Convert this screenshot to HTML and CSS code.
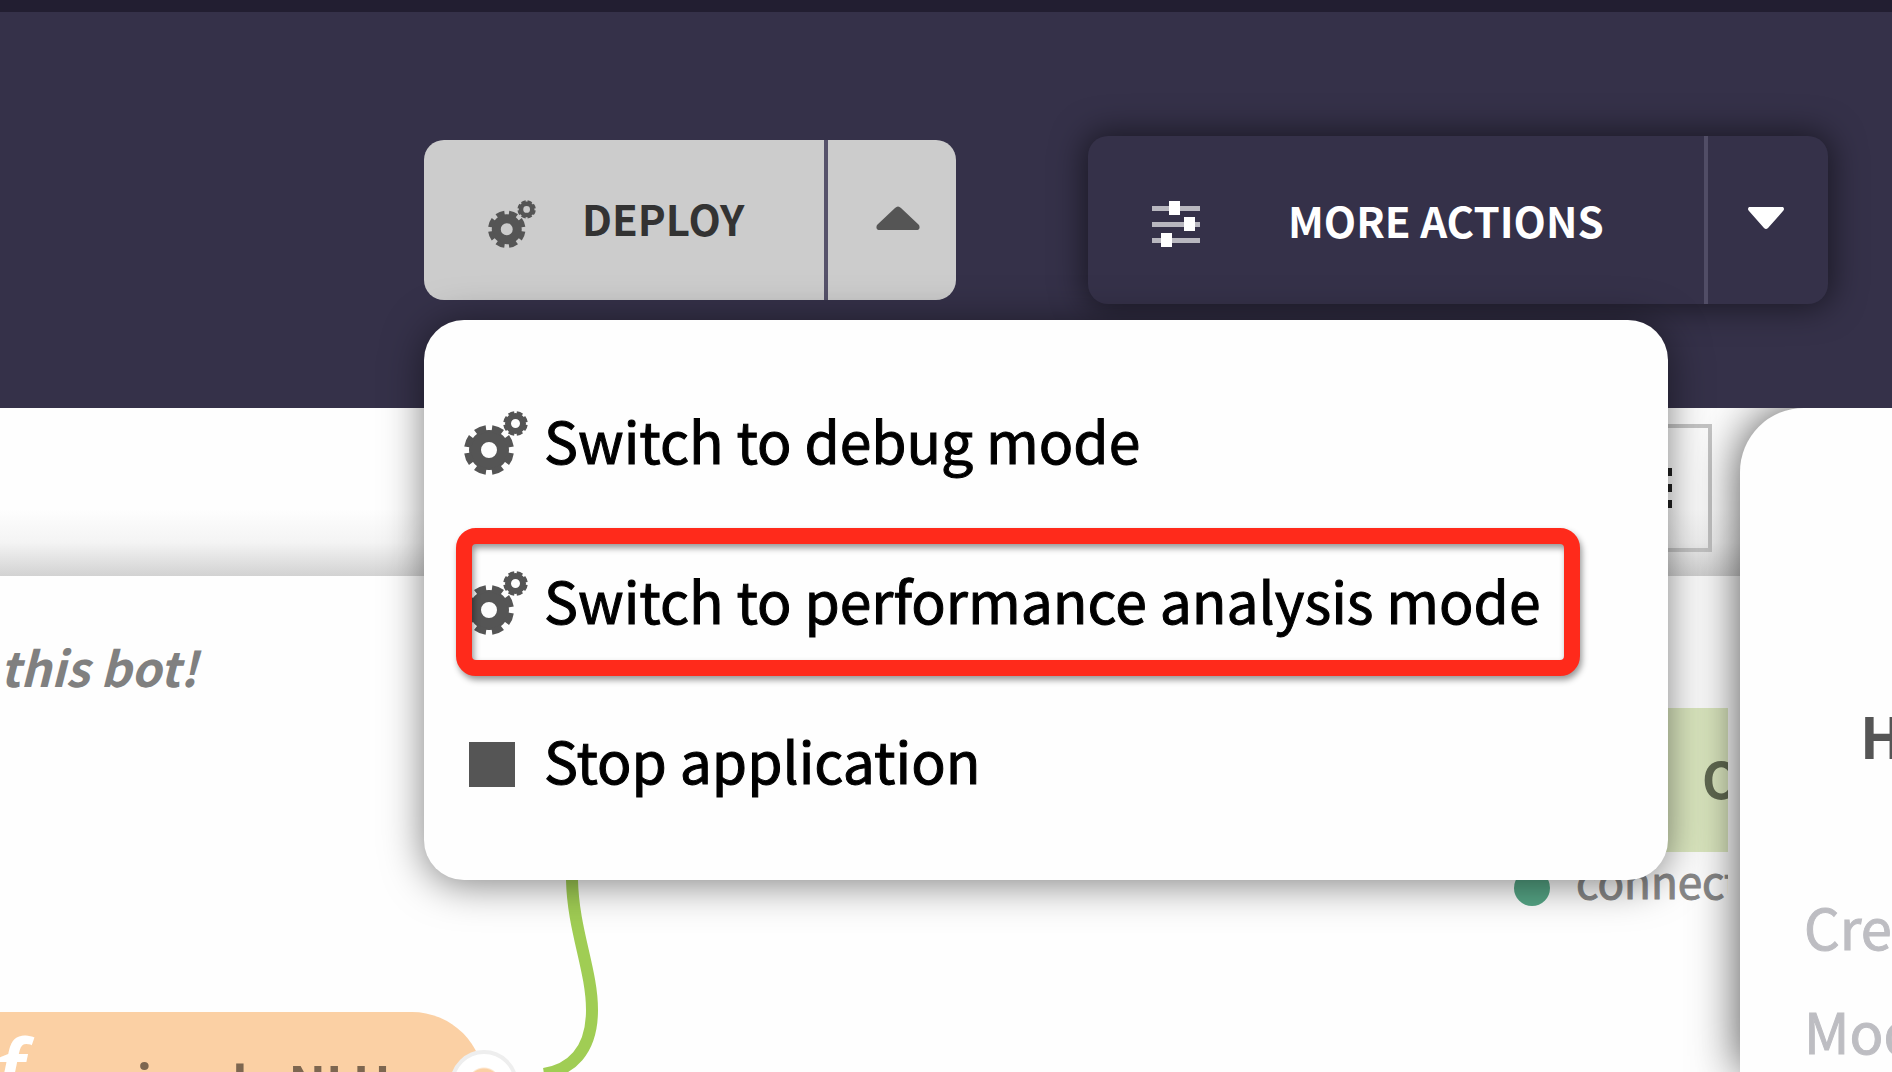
FILE: index.html
```html
<!DOCTYPE html>
<html lang="en">
<head>
<meta charset="utf-8">
<title>Bot designer</title>
<link rel="stylesheet" href="styles.css">
</head>
<body>
<svg class="sprite" aria-hidden="true">
  <symbol id="gears" viewBox="0 0 64 64">
    <g fill="none" stroke="currentColor">
      <circle cx="25" cy="39" r="14" stroke-width="12"/>
      <circle cx="25" cy="39" r="21.5" stroke-width="7" pathLength="80" stroke-dasharray="6.4 3.6" stroke-dashoffset="-1.8"/>
      <circle cx="51.5" cy="12.5" r="7.5" stroke-width="6"/>
      <circle cx="51.5" cy="12.5" r="10.5" stroke-width="3.5" pathLength="80" stroke-dasharray="7 3" stroke-dashoffset="-1.5"/>
    </g>
  </symbol>
</svg>
<header class="header">
  <div class="split deploy">
    <button class="main" type="button"><svg class="icon"><use href="#gears"/></svg><span>DEPLOY</span></button>
    <button class="toggle" type="button" aria-label="Deploy options"><svg width="44" height="24" viewBox="0 0 44 24"><path d="M19 2q3-3 6 0l18 17q2 5-3 5H4q-5 0-3-5z"/></svg></button>
    <ul class="menu">
      <li><button type="button"><svg class="icon"><use href="#gears"/></svg><span>Switch to debug mode</span></button></li>
      <li class="marked"><button type="button"><svg class="icon"><use href="#gears"/></svg><span>Switch to performance analysis mode</span></button></li>
      <li><button type="button"><svg class="icon" viewBox="0 0 64 64"><path d="M5 11h46v45H5z"/></svg><span>Stop application</span></button></li>
    </ul>
  </div>
  <div class="split more">
    <button class="main" type="button"><svg class="icon" viewBox="0 0 48 48"><path opacity=".65" d="M0 6h48v5H0zM0 22h48v5H0zM0 38h48v5H0z"/><path d="M17 1h11v14H17zM32 17h11v14H32zM9 33h11v14H9z"/></svg><span>MORE ACTIONS</span></button>
    <button class="toggle" type="button" aria-label="More options"><svg width="36" height="22" viewBox="0 0 36 22"><path d="M1 0h34q2 2 0 4L20 21q-2 2-4 0L1 4q-2-2 0-4z"/></svg></button>
  </div>
</header>
<div class="workspace">
  <div class="editor">
    <div class="toolbar"><button type="button" class="list" aria-label="List"><svg width="40" height="44" viewBox="0 0 40 44"><path d="M32 2h6v8h-6zM32 18h6v8h-6zM32 34h6v8h-6z"/></svg></button></div>
    <main class="canvas">
      <p class="note">this bot!</p>
      <svg class="wire" width="80" height="240" viewBox="0 0 80 240"><path d="M32 0V40C33 90 52 130 52 170C52 212 30 230 4 234"/></svg>
      <div class="node output">O</div>
      <div class="status"><i></i>connected</div>
      <div class="node nlu"><span class="fn">f</span><span class="label">simple NLU</span><i class="port"></i></div>
    </main>
  </div>
  <aside class="panel">
    <h2>Help</h2>
    <p>Created</p>
    <p>Modified</p>
  </aside>
</div>
</body>
</html>
```
FILE: styles.css
```css
* { box-sizing: border-box; }
body {
  margin: 0;
  height: 100vh;
  overflow: hidden;
  display: flex;
  flex-direction: column;
  background: #fefefe;
  font-family: "Noto Sans CJK SC", "Open Sans", sans-serif;
}
button { margin: 0; padding: 0; border: 0; background: none; font: inherit; color: inherit; }
svg { display: block; flex: none; fill: currentColor; }
.sprite { position: absolute; width: 0; height: 0; }

.header {
  position: relative;
  z-index: 2;
  flex: none;
  height: 408px;
  padding: 124px 64px 0 424px;
  border-top: 12px solid #221e31;
  background: #353149;
  display: flex;
  justify-content: space-between;
  align-items: flex-start;
}
.split { position: relative; display: flex; border-radius: 20px; font-weight: 700; font-size: 42px; line-height: 64px; }
.split .main { display: flex; align-items: center; padding: 8px 0 0 64px; }
.split .main .icon { width: 48px; height: 48px; }
.split .main span { padding-bottom: 8px; }
.toggle { display: flex; align-items: center; justify-content: center; padding-bottom: 4px; }
.deploy { width: 532px; height: 160px; margin-top: 4px; background: #ccc; color: #333; }
.deploy .main { width: 404px; gap: 46px; border-right: 4px solid #56526a; }
.deploy .toggle { flex: 1; padding-left: 12px; }
.deploy svg { color: #555; }
.deploy .main span { padding-bottom: 12px; }
.more { z-index: -1; width: 740px; height: 168px; background: #353149; color: #fff; box-shadow: 0 0 32px 4px rgba(0, 0, 0, .5); }
.more .main { width: 620px; gap: 88px; border-right: 4px solid #514d66; }
.more .toggle { flex: 1; padding-right: 4px; }

.menu {
  position: absolute;
  top: 180px;
  left: 0;
  width: 1244px;
  height: 560px;
  margin: 0;
  padding: 48px 32px;
  list-style: none;
  border-radius: 40px;
  background: #fefefe;
  box-shadow: 0 4px 40px rgba(0, 0, 0, .5);
  color: #000;
  font-weight: 400;
  font-size: 57px;
  -webkit-text-stroke: 1px #000;
}
.menu li { width: 1124px; height: 148px; margin-bottom: 12px; }
.menu button { display: flex; align-items: center; gap: 16px; height: 100%; padding: 2px 0 0 8px; white-space: nowrap; }
.menu .icon { width: 64px; height: 64px; }
.menu span { padding-bottom: 9px; }
.marked { position: relative; }
.marked::after {
  content: "";
  position: absolute;
  inset: 0;
  border: 16px solid #ff2a1b;
  border-radius: 20px;
  filter: drop-shadow(2px 4px 3px rgba(0, 0, 0, .4));
}

.workspace { flex: 1; min-height: 0; display: flex; }
.editor { flex: 1; min-width: 0; display: flex; flex-direction: column; }
.toolbar {
  height: 168px;
  padding: 16px 28px;
  display: flex;
  justify-content: flex-end;
  background: linear-gradient(#fefefe 60%, #f4f4f4 80%, #d2d2d2);
}
.list { width: 128px; height: 128px; border: 4px solid #c6c6c6; color: #222; padding-left: 46px; }
.canvas { position: relative; flex: 1; min-height: 0; overflow: hidden; margin-right: 12px; }
.note { margin: 54px 0 0; font: italic 700 48px/72px "Noto Sans CJK SC", sans-serif; color: #808080; }
.node { position: absolute; font-weight: 700; font-size: 50px; line-height: 138px; }
.output { top: 132px; right: 0; width: 200px; height: 144px; padding-left: 174px; overflow: hidden; background: #dde9c1; color: #626b53; }
.status { position: absolute; top: 272px; left: 1514px; display: flex; align-items: center; gap: 26px; font-size: 44px; line-height: 64px; color: #888; -webkit-text-stroke: 1px #888; }
.status i { width: 36px; height: 36px; margin-top: 16px; border-radius: 50%; background: #55a585; }
.wire { position: absolute; left: 540px; top: 264px; fill: none; stroke: #a0cd54; stroke-width: 12px; }
.nlu { top: 436px; left: -200px; width: 684px; height: 144px; border-radius: 80px; background: #fbd0a4; color: #7d6650; }
.nlu .label { position: absolute; left: 312px; top: 0; white-space: nowrap; }
.fn { position: absolute; left: 195px; top: 7px; font: italic 600 84px/100px "Noto Sans", sans-serif; color: #fff; }
.port { position: absolute; right: -34px; top: 38px; width: 68px; height: 68px; border: 4px solid #eee; border-radius: 50%; background: radial-gradient(circle, #fbd0a4 15px, #fff 17px); }
.panel {
  position: relative;
  z-index: 1;
  width: 152px;
  padding: 286px 0 0 64px;
  overflow: hidden;
  border-radius: 64px 0 0 0;
  background: #fefefe;
  box-shadow: 0 0 48px rgba(0, 0, 0, .7);
  font-size: 56px;
  color: #bdbdc2;
}
.panel h2 { margin: 0 0 112px 56px; font-size: 57px; line-height: 80px; color: #555; }
.panel p { margin: 0 0 24px; line-height: 80px; -webkit-text-stroke: 1px #bdbdc2; }
```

* **What to produce**:
Among the lines above, count those containing the word "this" and give nothing but the result.

* **Complete answer**:
2